● **Dataset extract**:
---*---

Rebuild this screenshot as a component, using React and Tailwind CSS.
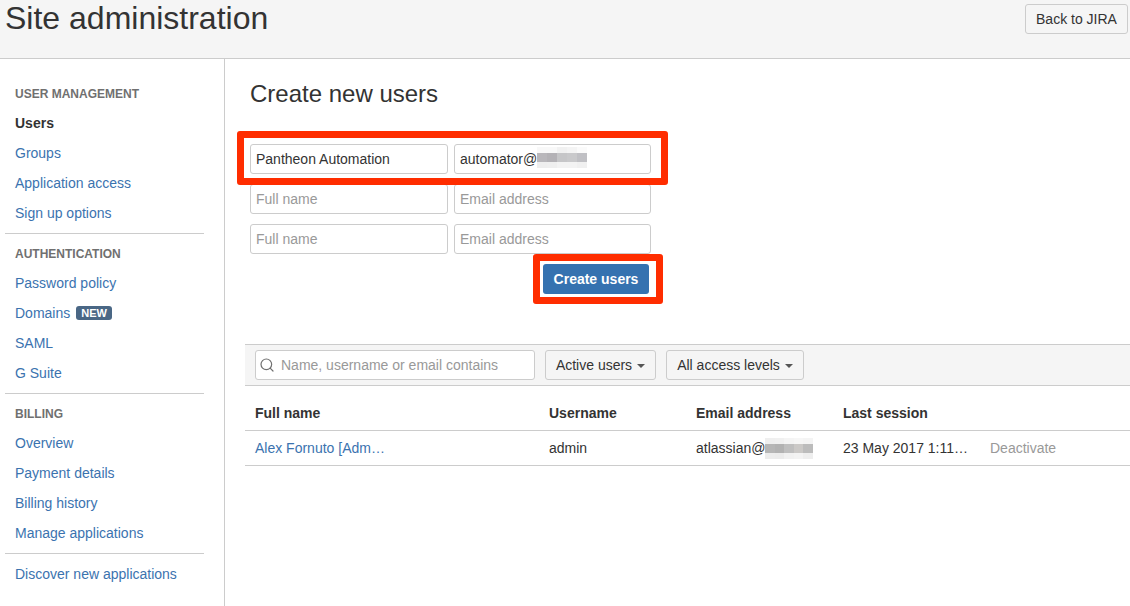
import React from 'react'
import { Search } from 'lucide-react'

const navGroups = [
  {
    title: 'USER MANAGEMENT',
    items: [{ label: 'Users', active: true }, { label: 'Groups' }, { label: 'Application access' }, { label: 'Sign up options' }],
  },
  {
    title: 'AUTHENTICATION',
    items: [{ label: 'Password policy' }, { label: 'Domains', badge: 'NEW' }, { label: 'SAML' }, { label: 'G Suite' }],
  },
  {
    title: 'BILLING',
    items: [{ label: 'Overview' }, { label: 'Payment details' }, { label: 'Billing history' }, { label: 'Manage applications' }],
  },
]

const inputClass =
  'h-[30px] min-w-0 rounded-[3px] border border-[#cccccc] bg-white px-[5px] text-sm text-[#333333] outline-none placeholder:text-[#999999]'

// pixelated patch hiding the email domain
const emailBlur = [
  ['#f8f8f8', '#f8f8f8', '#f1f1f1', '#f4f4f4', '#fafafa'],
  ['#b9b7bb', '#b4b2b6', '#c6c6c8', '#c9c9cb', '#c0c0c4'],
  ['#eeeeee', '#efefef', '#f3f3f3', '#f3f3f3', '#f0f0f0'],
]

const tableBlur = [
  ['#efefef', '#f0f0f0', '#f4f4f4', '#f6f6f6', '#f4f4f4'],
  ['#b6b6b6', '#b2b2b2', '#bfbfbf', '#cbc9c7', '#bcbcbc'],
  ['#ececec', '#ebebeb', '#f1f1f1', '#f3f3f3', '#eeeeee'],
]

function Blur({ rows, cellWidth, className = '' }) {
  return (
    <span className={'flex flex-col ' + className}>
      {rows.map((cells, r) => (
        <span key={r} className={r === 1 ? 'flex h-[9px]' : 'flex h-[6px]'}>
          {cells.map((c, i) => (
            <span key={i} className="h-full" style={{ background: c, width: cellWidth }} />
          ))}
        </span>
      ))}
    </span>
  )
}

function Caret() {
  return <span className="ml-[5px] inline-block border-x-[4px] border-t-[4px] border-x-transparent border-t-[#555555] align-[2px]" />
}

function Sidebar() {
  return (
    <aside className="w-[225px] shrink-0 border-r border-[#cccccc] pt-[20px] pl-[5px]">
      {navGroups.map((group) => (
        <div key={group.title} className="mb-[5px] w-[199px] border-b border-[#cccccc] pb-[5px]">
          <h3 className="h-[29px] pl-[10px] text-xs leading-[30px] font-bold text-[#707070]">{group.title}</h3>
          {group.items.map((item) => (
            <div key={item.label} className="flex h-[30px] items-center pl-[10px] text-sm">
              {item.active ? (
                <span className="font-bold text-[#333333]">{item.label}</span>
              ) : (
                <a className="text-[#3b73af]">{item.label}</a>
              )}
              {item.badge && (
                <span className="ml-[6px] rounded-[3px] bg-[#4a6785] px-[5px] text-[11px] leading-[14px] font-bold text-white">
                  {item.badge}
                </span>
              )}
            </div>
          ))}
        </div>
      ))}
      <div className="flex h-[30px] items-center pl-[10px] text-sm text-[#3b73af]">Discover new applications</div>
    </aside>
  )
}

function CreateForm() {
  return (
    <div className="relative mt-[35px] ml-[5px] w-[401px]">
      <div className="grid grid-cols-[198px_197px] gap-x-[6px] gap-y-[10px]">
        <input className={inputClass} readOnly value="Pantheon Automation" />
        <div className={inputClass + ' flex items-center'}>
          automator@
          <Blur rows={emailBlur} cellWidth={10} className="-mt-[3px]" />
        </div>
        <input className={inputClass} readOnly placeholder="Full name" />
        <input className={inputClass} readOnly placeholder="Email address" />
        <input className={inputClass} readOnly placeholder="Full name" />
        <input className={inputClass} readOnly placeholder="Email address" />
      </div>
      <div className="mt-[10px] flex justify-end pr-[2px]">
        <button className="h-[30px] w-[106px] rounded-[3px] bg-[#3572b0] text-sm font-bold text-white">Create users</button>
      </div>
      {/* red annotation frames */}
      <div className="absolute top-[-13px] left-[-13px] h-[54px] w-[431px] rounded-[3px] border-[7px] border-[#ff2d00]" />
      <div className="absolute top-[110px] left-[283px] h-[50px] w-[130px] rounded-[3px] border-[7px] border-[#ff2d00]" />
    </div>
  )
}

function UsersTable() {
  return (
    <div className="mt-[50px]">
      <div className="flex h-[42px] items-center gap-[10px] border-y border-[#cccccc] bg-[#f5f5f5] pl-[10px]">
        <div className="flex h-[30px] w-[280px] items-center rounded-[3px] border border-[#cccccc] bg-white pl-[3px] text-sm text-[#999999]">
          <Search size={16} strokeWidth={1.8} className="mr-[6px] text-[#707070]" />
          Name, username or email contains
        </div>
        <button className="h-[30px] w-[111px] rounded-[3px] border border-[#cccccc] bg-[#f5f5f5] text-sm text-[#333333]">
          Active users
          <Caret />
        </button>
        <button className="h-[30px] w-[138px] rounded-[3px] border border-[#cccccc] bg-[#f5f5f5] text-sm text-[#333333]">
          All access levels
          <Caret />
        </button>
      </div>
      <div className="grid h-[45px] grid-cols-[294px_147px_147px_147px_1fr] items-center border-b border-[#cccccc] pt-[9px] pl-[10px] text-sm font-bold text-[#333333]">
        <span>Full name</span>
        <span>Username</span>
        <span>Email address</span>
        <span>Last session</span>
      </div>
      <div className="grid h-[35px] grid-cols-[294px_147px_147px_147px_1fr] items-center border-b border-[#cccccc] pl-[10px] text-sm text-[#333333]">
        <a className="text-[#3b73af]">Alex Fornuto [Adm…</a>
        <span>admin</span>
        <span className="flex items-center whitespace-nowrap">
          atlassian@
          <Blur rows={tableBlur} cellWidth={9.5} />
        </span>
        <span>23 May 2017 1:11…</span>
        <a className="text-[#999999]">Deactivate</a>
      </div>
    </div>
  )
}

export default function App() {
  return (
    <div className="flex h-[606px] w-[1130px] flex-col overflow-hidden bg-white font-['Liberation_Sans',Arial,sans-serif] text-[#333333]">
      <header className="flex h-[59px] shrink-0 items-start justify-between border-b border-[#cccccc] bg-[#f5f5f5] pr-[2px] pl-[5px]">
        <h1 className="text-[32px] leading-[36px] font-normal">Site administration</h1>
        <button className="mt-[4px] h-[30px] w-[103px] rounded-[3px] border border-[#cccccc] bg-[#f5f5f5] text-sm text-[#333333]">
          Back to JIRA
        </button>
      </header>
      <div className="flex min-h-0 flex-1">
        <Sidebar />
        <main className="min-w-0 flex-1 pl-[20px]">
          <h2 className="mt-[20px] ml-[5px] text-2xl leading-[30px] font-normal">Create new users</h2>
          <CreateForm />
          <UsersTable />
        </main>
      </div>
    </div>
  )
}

---*---

Except for the pictures, print the data above exactly.

● **Complete answer**:
Rebuild this screenshot as a component, using React and Tailwind CSS.
import React from 'react'
import { Search } from 'lucide-react'

const navGroups = [
  {
    title: 'USER MANAGEMENT',
    items: [{ label: 'Users', active: true }, { label: 'Groups' }, { label: 'Application access' }, { label: 'Sign up options' }],
  },
  {
    title: 'AUTHENTICATION',
    items: [{ label: 'Password policy' }, { label: 'Domains', badge: 'NEW' }, { label: 'SAML' }, { label: 'G Suite' }],
  },
  {
    title: 'BILLING',
    items: [{ label: 'Overview' }, { label: 'Payment details' }, { label: 'Billing history' }, { label: 'Manage applications' }],
  },
]

const inputClass =
  'h-[30px] min-w-0 rounded-[3px] border border-[#cccccc] bg-white px-[5px] text-sm text-[#333333] outline-none placeholder:text-[#999999]'

// pixelated patch hiding the email domain
const emailBlur = [
  ['#f8f8f8', '#f8f8f8', '#f1f1f1', '#f4f4f4', '#fafafa'],
  ['#b9b7bb', '#b4b2b6', '#c6c6c8', '#c9c9cb', '#c0c0c4'],
  ['#eeeeee', '#efefef', '#f3f3f3', '#f3f3f3', '#f0f0f0'],
]

const tableBlur = [
  ['#efefef', '#f0f0f0', '#f4f4f4', '#f6f6f6', '#f4f4f4'],
  ['#b6b6b6', '#b2b2b2', '#bfbfbf', '#cbc9c7', '#bcbcbc'],
  ['#ececec', '#ebebeb', '#f1f1f1', '#f3f3f3', '#eeeeee'],
]

function Blur({ rows, cellWidth, className = '' }) {
  return (
    <span className={'flex flex-col ' + className}>
      {rows.map((cells, r) => (
        <span key={r} className={r === 1 ? 'flex h-[9px]' : 'flex h-[6px]'}>
          {cells.map((c, i) => (
            <span key={i} className="h-full" style={{ background: c, width: cellWidth }} />
          ))}
        </span>
      ))}
    </span>
  )
}

function Caret() {
  return <span className="ml-[5px] inline-block border-x-[4px] border-t-[4px] border-x-transparent border-t-[#555555] align-[2px]" />
}

function Sidebar() {
  return (
    <aside className="w-[225px] shrink-0 border-r border-[#cccccc] pt-[20px] pl-[5px]">
      {navGroups.map((group) => (
        <div key={group.title} className="mb-[5px] w-[199px] border-b border-[#cccccc] pb-[5px]">
          <h3 className="h-[29px] pl-[10px] text-xs leading-[30px] font-bold text-[#707070]">{group.title}</h3>
          {group.items.map((item) => (
            <div key={item.label} className="flex h-[30px] items-center pl-[10px] text-sm">
              {item.active ? (
                <span className="font-bold text-[#333333]">{item.label}</span>
              ) : (
                <a className="text-[#3b73af]">{item.label}</a>
              )}
              {item.badge && (
                <span className="ml-[6px] rounded-[3px] bg-[#4a6785] px-[5px] text-[11px] leading-[14px] font-bold text-white">
                  {item.badge}
                </span>
              )}
            </div>
          ))}
        </div>
      ))}
      <div className="flex h-[30px] items-center pl-[10px] text-sm text-[#3b73af]">Discover new applications</div>
    </aside>
  )
}

function CreateForm() {
  return (
    <div className="relative mt-[35px] ml-[5px] w-[401px]">
      <div className="grid grid-cols-[198px_197px] gap-x-[6px] gap-y-[10px]">
        <input className={inputClass} readOnly value="Pantheon Automation" />
        <div className={inputClass + ' flex items-center'}>
          automator@
          <Blur rows={emailBlur} cellWidth={10} className="-mt-[3px]" />
        </div>
        <input className={inputClass} readOnly placeholder="Full name" />
        <input className={inputClass} readOnly placeholder="Email address" />
        <input className={inputClass} readOnly placeholder="Full name" />
        <input className={inputClass} readOnly placeholder="Email address" />
      </div>
      <div className="mt-[10px] flex justify-end pr-[2px]">
        <button className="h-[30px] w-[106px] rounded-[3px] bg-[#3572b0] text-sm font-bold text-white">Create users</button>
      </div>
      {/* red annotation frames */}
      <div className="absolute top-[-13px] left-[-13px] h-[54px] w-[431px] rounded-[3px] border-[7px] border-[#ff2d00]" />
      <div className="absolute top-[110px] left-[283px] h-[50px] w-[130px] rounded-[3px] border-[7px] border-[#ff2d00]" />
    </div>
  )
}

function UsersTable() {
  return (
    <div className="mt-[50px]">
      <div className="flex h-[42px] items-center gap-[10px] border-y border-[#cccccc] bg-[#f5f5f5] pl-[10px]">
        <div className="flex h-[30px] w-[280px] items-center rounded-[3px] border border-[#cccccc] bg-white pl-[3px] text-sm text-[#999999]">
          <Search size={16} strokeWidth={1.8} className="mr-[6px] text-[#707070]" />
          Name, username or email contains
        </div>
        <button className="h-[30px] w-[111px] rounded-[3px] border border-[#cccccc] bg-[#f5f5f5] text-sm text-[#333333]">
          Active users
          <Caret />
        </button>
        <button className="h-[30px] w-[138px] rounded-[3px] border border-[#cccccc] bg-[#f5f5f5] text-sm text-[#333333]">
          All access levels
          <Caret />
        </button>
      </div>
      <div className="grid h-[45px] grid-cols-[294px_147px_147px_147px_1fr] items-center border-b border-[#cccccc] pt-[9px] pl-[10px] text-sm font-bold text-[#333333]">
        <span>Full name</span>
        <span>Username</span>
        <span>Email address</span>
        <span>Last session</span>
      </div>
      <div className="grid h-[35px] grid-cols-[294px_147px_147px_147px_1fr] items-center border-b border-[#cccccc] pl-[10px] text-sm text-[#333333]">
        <a className="text-[#3b73af]">Alex Fornuto [Adm…</a>
        <span>admin</span>
        <span className="flex items-center whitespace-nowrap">
          atlassian@
          <Blur rows={tableBlur} cellWidth={9.5} />
        </span>
        <span>23 May 2017 1:11…</span>
        <a className="text-[#999999]">Deactivate</a>
      </div>
    </div>
  )
}

export default function App() {
  return (
    <div className="flex h-[606px] w-[1130px] flex-col overflow-hidden bg-white font-['Liberation_Sans',Arial,sans-serif] text-[#333333]">
      <header className="flex h-[59px] shrink-0 items-start justify-between border-b border-[#cccccc] bg-[#f5f5f5] pr-[2px] pl-[5px]">
        <h1 className="text-[32px] leading-[36px] font-normal">Site administration</h1>
        <button className="mt-[4px] h-[30px] w-[103px] rounded-[3px] border border-[#cccccc] bg-[#f5f5f5] text-sm text-[#333333]">
          Back to JIRA
        </button>
      </header>
      <div className="flex min-h-0 flex-1">
        <Sidebar />
        <main className="min-w-0 flex-1 pl-[20px]">
          <h2 className="mt-[20px] ml-[5px] text-2xl leading-[30px] font-normal">Create new users</h2>
          <CreateForm />
          <UsersTable />
        </main>
      </div>
    </div>
  )
}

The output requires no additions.